Starting at the first line of the data, print each line verbatim up to and including the line bearing "boostrap card that", omitting pictures.
++++ Given information ++++
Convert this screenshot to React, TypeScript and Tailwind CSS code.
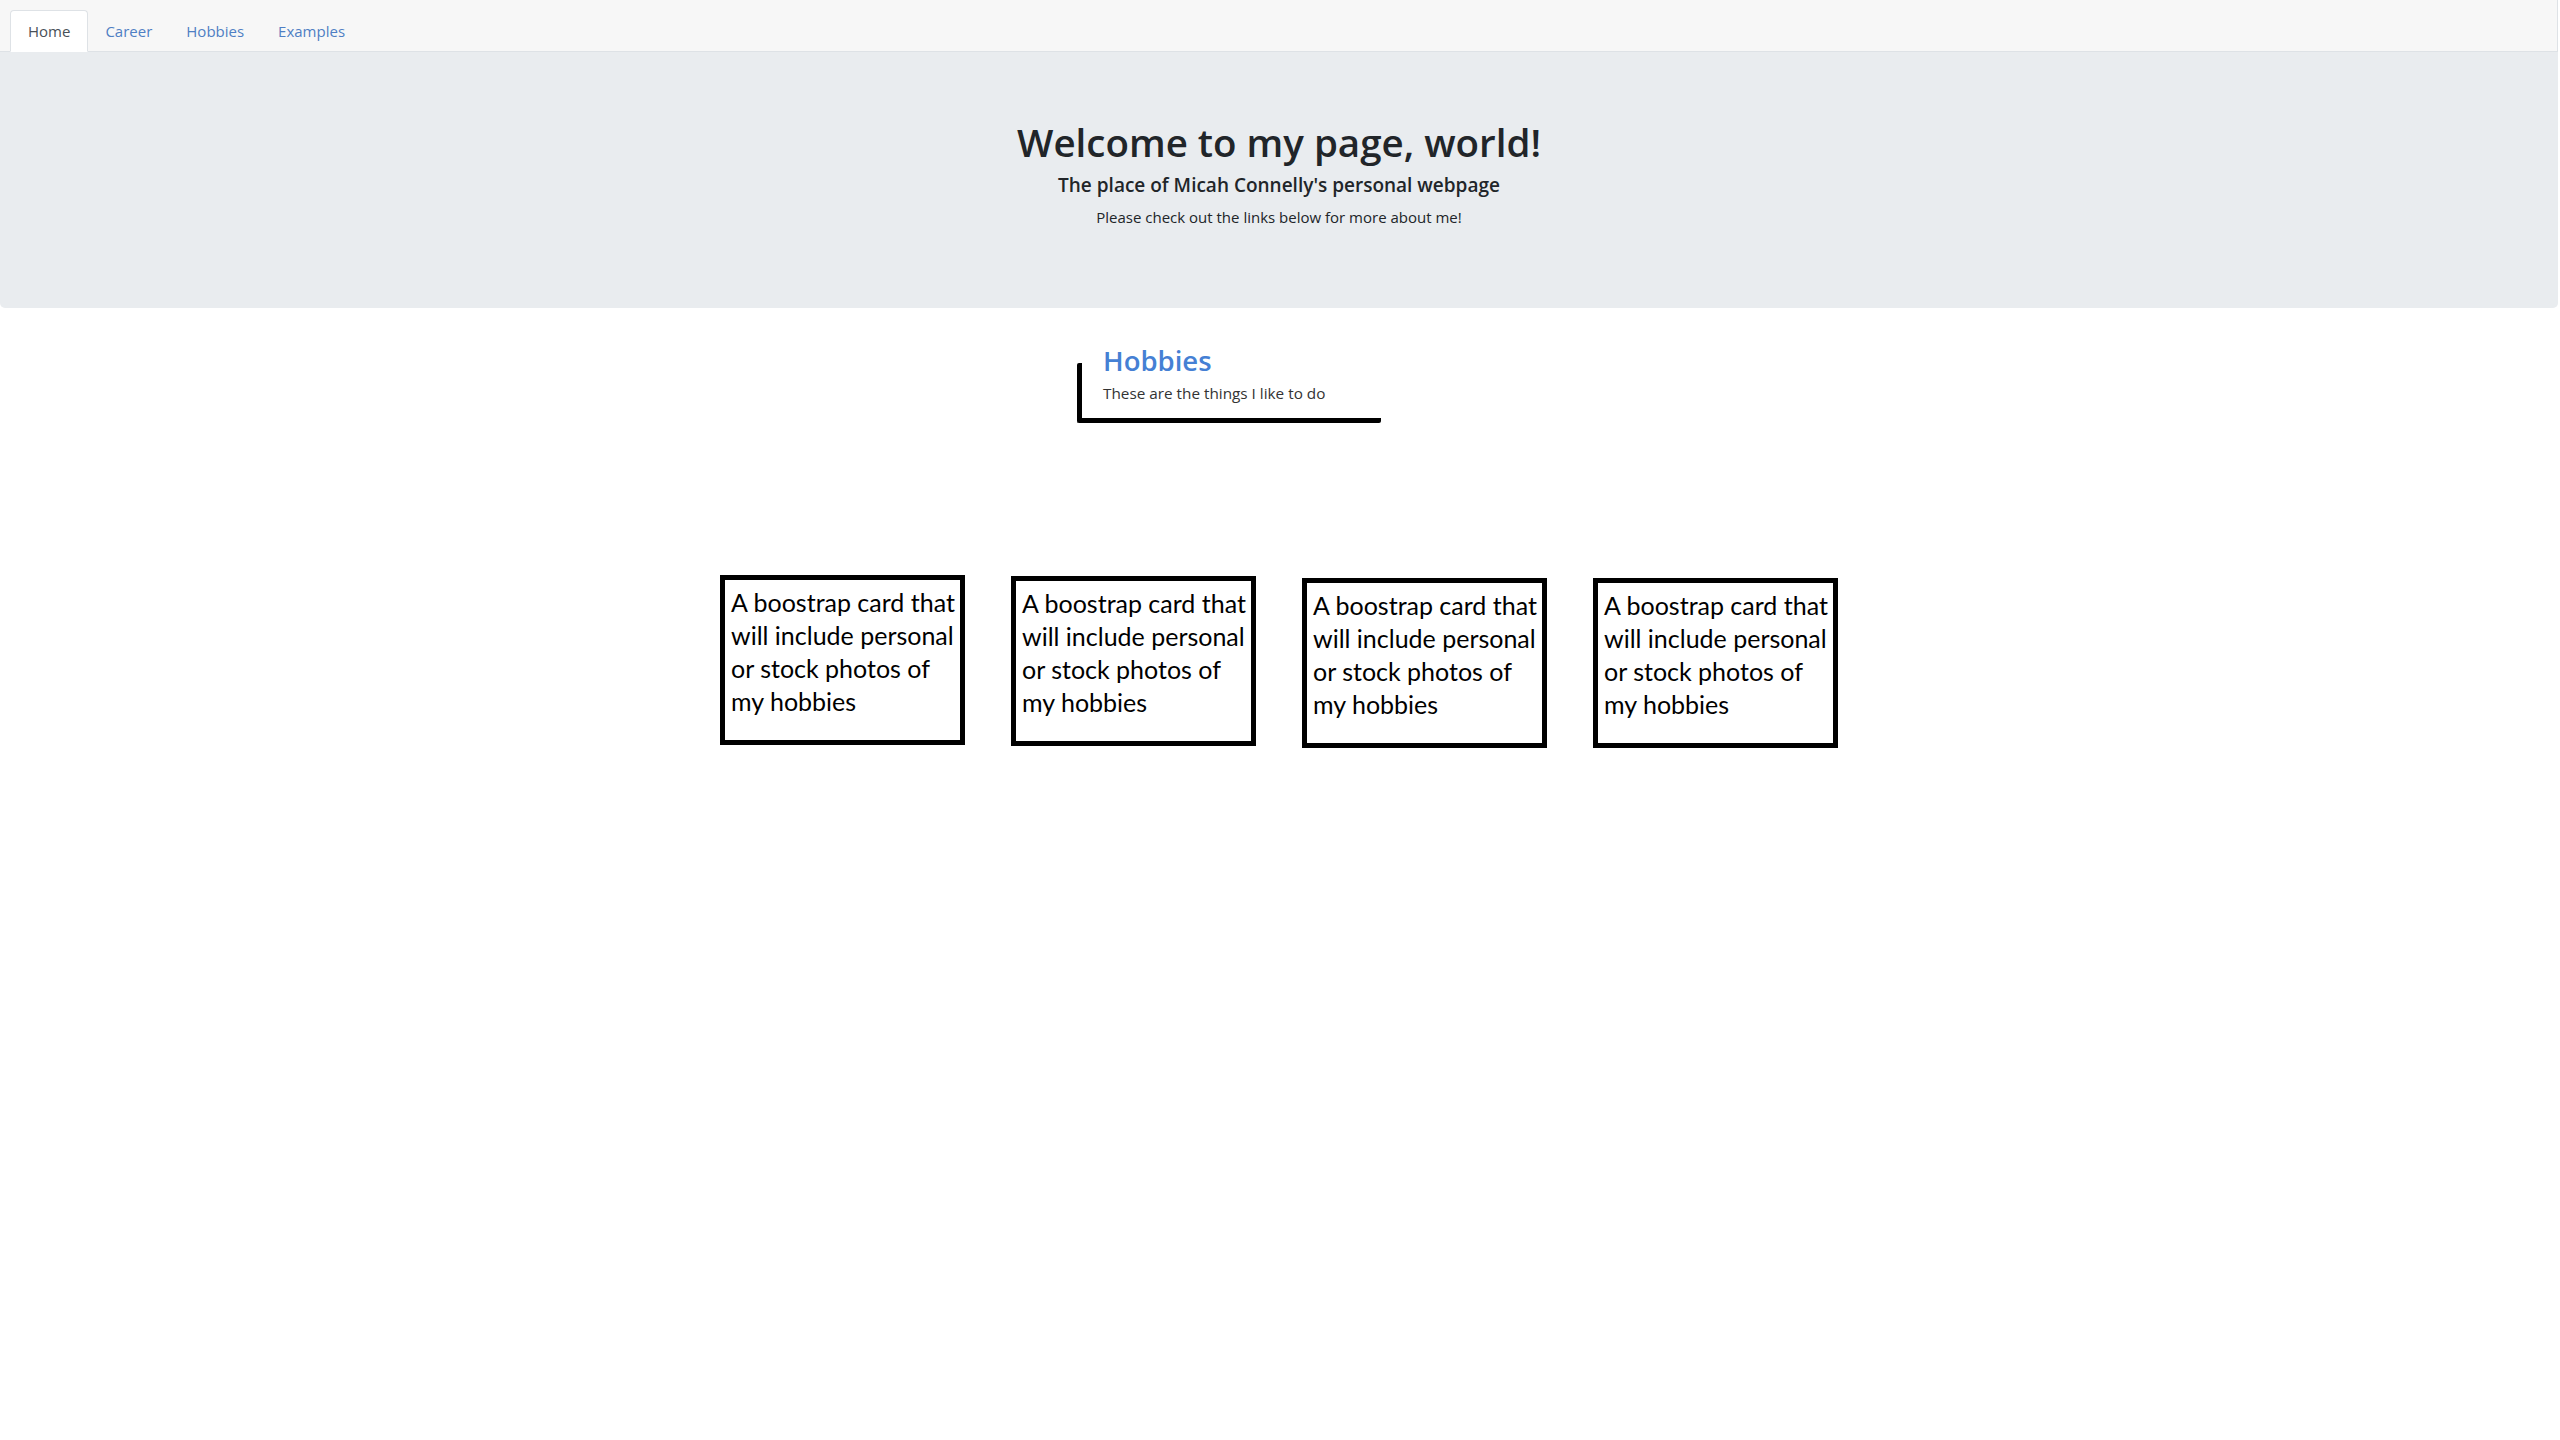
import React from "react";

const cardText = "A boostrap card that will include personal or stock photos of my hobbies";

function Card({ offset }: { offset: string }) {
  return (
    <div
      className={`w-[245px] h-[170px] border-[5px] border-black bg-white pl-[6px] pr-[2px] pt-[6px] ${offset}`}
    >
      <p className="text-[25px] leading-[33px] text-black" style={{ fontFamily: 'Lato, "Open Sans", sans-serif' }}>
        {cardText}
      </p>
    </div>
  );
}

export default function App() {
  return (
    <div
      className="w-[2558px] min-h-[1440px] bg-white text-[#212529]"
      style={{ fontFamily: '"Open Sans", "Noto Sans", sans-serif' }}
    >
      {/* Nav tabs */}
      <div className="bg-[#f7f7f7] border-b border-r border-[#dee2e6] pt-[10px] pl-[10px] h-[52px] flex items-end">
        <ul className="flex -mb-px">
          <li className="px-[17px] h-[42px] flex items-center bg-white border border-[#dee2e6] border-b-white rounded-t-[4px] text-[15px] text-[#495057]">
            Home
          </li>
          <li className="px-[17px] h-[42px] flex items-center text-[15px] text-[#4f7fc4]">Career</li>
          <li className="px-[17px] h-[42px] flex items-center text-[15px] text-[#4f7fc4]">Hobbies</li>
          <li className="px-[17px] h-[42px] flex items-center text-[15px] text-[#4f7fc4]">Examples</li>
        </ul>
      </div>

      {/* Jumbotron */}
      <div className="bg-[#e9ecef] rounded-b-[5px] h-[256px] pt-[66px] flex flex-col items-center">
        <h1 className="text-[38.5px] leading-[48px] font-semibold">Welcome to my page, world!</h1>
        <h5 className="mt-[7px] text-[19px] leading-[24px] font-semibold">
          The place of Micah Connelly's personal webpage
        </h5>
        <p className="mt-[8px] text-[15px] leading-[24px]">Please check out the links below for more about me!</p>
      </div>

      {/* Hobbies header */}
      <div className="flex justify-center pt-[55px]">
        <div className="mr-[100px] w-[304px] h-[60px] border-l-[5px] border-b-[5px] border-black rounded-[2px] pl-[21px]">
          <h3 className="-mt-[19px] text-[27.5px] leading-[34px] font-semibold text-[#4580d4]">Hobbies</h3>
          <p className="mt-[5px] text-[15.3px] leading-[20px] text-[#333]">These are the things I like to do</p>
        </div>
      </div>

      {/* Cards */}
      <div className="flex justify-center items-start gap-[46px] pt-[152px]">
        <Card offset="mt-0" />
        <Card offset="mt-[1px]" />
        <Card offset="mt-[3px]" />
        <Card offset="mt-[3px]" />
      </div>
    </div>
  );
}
++++
Finished answer -
Convert this screenshot to React, TypeScript and Tailwind CSS code.
import React from "react";

const cardText = "A boostrap card that will include personal or stock photos of my hobbies";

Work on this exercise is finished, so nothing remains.